▸ Input records
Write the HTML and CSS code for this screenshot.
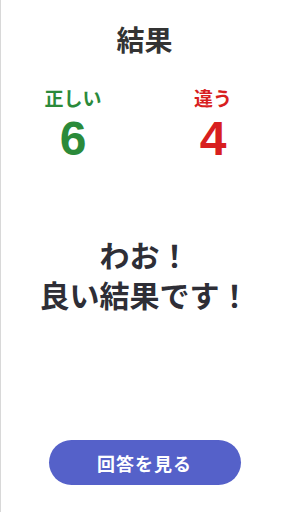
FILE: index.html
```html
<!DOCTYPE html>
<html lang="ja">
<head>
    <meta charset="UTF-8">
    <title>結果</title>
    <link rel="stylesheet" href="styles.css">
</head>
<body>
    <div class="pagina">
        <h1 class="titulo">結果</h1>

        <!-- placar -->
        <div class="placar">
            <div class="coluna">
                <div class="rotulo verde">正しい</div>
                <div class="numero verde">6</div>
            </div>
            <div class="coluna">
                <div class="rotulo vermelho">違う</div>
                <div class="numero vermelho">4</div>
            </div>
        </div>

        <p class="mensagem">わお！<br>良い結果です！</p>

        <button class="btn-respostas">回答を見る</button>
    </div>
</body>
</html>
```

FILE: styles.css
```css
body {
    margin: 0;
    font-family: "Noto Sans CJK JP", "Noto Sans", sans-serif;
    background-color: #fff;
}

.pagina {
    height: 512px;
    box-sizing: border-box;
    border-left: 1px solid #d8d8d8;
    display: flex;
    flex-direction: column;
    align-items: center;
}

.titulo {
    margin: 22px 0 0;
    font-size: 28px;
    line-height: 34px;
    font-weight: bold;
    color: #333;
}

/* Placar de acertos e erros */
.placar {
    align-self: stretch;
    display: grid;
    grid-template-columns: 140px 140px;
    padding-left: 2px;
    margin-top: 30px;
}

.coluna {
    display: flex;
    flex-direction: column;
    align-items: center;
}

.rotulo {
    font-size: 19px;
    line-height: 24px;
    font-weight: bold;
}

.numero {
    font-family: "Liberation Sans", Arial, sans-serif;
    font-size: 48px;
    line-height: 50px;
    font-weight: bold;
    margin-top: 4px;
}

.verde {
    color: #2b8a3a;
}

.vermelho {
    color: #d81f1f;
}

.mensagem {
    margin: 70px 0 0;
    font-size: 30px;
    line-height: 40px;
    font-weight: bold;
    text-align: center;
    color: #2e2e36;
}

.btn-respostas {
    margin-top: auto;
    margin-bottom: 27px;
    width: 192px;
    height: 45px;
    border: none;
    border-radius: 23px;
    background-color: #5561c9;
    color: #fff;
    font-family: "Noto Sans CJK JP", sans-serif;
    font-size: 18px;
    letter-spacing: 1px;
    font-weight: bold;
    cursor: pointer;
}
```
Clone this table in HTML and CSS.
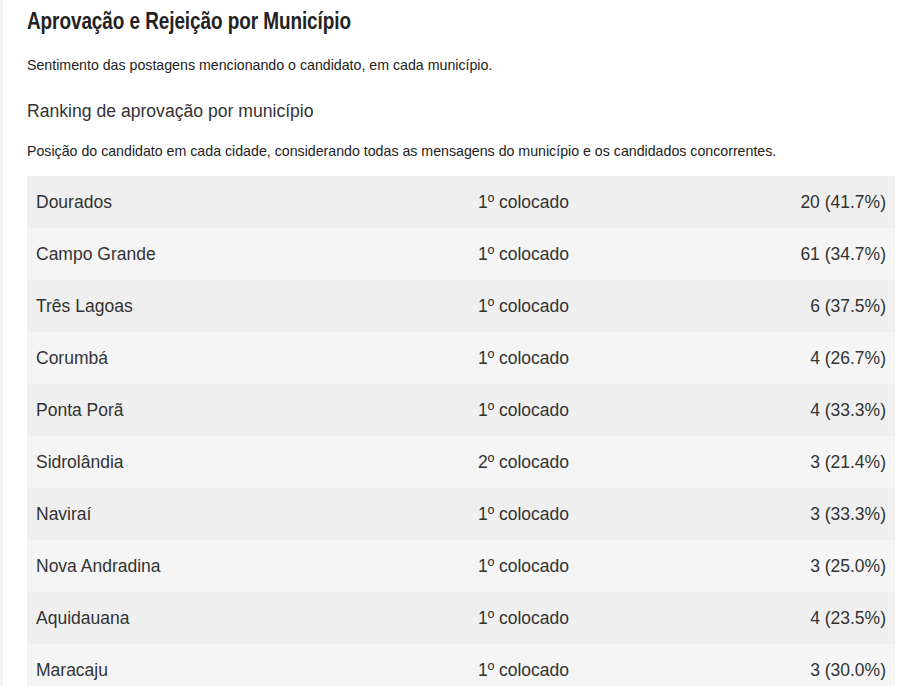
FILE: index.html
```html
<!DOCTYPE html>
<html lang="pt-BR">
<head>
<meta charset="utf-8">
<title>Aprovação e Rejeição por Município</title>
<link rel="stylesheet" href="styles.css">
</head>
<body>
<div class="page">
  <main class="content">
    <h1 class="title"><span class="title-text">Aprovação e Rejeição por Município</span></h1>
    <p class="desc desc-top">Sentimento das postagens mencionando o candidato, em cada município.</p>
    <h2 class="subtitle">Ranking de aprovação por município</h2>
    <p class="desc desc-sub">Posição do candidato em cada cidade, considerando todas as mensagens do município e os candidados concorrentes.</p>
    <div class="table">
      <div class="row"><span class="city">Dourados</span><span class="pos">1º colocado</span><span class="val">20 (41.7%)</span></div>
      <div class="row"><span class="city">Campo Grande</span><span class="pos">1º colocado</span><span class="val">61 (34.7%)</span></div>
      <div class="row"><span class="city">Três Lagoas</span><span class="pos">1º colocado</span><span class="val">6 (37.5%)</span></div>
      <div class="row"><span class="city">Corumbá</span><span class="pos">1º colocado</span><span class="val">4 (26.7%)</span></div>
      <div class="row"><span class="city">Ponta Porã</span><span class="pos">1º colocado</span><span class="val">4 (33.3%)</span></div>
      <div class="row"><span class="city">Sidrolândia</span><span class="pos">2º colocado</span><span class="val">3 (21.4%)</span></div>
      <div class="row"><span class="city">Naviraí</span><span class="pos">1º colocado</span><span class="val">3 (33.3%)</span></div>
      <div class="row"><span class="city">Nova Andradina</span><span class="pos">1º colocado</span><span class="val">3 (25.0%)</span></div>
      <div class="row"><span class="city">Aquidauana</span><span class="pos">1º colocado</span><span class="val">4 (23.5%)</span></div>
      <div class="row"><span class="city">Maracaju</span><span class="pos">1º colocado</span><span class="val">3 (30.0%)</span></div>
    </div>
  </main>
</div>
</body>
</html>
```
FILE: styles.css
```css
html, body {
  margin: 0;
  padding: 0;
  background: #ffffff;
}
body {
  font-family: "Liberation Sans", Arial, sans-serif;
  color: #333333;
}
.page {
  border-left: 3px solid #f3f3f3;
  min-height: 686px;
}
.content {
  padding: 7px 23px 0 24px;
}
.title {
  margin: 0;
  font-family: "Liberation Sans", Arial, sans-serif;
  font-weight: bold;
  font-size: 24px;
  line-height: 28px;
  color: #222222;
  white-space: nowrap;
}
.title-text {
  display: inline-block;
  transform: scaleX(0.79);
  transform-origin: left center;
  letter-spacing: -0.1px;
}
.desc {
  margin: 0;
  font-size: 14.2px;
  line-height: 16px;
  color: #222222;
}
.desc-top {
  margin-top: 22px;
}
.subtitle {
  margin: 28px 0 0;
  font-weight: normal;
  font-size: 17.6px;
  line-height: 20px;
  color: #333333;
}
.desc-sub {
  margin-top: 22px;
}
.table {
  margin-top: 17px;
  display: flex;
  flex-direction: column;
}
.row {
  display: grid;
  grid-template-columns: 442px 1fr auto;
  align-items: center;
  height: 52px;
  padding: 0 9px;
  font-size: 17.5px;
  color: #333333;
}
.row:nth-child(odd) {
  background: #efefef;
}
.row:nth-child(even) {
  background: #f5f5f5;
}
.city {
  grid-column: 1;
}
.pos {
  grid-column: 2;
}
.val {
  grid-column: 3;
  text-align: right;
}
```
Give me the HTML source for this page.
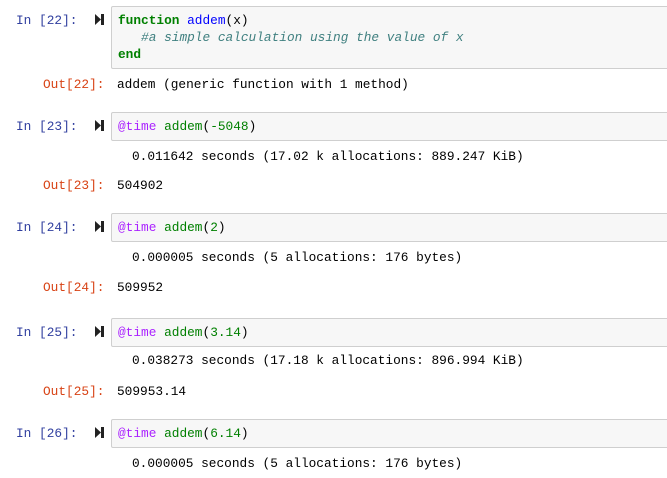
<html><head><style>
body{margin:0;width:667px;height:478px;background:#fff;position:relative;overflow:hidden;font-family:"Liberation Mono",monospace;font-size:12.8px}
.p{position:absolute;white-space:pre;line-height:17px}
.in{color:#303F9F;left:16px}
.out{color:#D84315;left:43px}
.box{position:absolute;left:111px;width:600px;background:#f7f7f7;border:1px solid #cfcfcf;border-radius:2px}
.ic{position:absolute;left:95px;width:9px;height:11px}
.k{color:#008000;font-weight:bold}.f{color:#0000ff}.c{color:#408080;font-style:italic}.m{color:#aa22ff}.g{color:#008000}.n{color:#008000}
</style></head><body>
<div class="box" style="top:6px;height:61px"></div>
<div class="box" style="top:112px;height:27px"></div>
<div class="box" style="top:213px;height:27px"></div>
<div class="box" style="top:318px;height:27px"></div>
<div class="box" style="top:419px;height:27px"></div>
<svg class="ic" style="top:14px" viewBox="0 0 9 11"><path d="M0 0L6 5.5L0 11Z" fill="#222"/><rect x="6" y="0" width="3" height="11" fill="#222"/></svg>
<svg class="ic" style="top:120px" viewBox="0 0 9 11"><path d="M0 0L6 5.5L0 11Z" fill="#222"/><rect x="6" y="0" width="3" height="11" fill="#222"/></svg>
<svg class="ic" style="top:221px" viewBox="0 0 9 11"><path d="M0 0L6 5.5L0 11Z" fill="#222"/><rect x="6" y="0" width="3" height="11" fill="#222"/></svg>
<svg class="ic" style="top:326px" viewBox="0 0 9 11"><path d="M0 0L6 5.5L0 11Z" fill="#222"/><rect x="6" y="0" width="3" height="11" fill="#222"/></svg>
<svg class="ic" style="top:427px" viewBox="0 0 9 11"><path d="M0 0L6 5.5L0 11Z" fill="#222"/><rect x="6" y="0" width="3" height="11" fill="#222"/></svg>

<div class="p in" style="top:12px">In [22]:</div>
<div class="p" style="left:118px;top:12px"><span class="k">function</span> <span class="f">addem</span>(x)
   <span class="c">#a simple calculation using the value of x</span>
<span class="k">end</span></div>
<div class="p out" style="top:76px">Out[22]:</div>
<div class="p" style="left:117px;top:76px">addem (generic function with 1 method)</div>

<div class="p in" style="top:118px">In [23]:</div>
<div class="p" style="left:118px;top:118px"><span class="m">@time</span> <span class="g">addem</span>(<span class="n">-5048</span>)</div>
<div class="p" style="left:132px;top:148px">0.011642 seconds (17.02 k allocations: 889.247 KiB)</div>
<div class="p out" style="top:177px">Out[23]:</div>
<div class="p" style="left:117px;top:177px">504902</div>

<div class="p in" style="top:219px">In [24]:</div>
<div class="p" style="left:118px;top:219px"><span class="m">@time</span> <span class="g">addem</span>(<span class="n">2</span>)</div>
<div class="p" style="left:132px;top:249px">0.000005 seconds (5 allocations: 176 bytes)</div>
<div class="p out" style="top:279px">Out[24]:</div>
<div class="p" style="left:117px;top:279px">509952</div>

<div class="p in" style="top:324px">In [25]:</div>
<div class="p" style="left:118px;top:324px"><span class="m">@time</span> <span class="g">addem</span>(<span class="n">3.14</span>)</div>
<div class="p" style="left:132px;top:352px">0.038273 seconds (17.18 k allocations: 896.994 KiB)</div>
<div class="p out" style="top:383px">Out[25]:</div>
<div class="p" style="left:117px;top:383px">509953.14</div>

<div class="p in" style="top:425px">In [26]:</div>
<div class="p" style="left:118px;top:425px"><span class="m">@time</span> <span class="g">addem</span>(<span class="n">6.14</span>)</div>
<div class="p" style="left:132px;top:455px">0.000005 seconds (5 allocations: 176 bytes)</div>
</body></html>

▸ Problem details
In the material above, show every line where the word "page" turns up.

▸ Final result
<div class="page">
.page {
Give me the HTML source for this page.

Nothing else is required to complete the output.